The pretrial hearings are in their ninth year and the military judge, Col. Matthew N. McCall of the Air Force, is the fourth judge to hear testimony at Guantánamo. In arguing over potential trial evidence, the prisoners’ lawyers have repeatedly accused prosecutors of redacting information that the defense needs to prepare for the capital trial. In the military commissions, prosecutors are the gatekeepers of potential trial evidence and can withhold information they deem not relevant to the defense’s needs.
In one example, Mr. Connell showed the judge a November 2005 cable the F.B.I. sent to the C.I.A. that contained questions for three of the defendants while they were in a black site — out of reach of the courts, lawyers and the International Red Cross.

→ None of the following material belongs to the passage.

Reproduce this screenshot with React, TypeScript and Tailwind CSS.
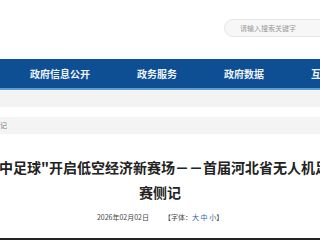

The F.B.I. released the cable to the public this month under an executive order by President Biden to declassify information about the F.B.I. investigation of the Sept. 11 attacks.
Mr. Connell had earlier received a version of the same cable from prosecutors. But it was so redacted that it obscured the fact that the F.B.I. wanted Mr. Mohammed and the other defendants questioned in the black sites.
Mr. Trivett sought to play down the disclosure of the F.B.I.-C.I.A. collaboration as routine business at a time when the U.S. government was devoting tremendous resources to investigating the Sept. 11 attacks. “This is not some big bombshell,” he told the judge.
A lawyer for Mr. Mohammed, Denny LeBoeuf, cast the collaboration as part of a conspiracy to portray F.B.I. accounts of interrogations of the defendants at Guantánamo in 2007 as “clean team statements,” a law enforcement expression.
“They were never clean,” Ms. LeBoeuf said. “Torture isn’t clean. It is filthy. It has sights and sounds and consequences. Smells.”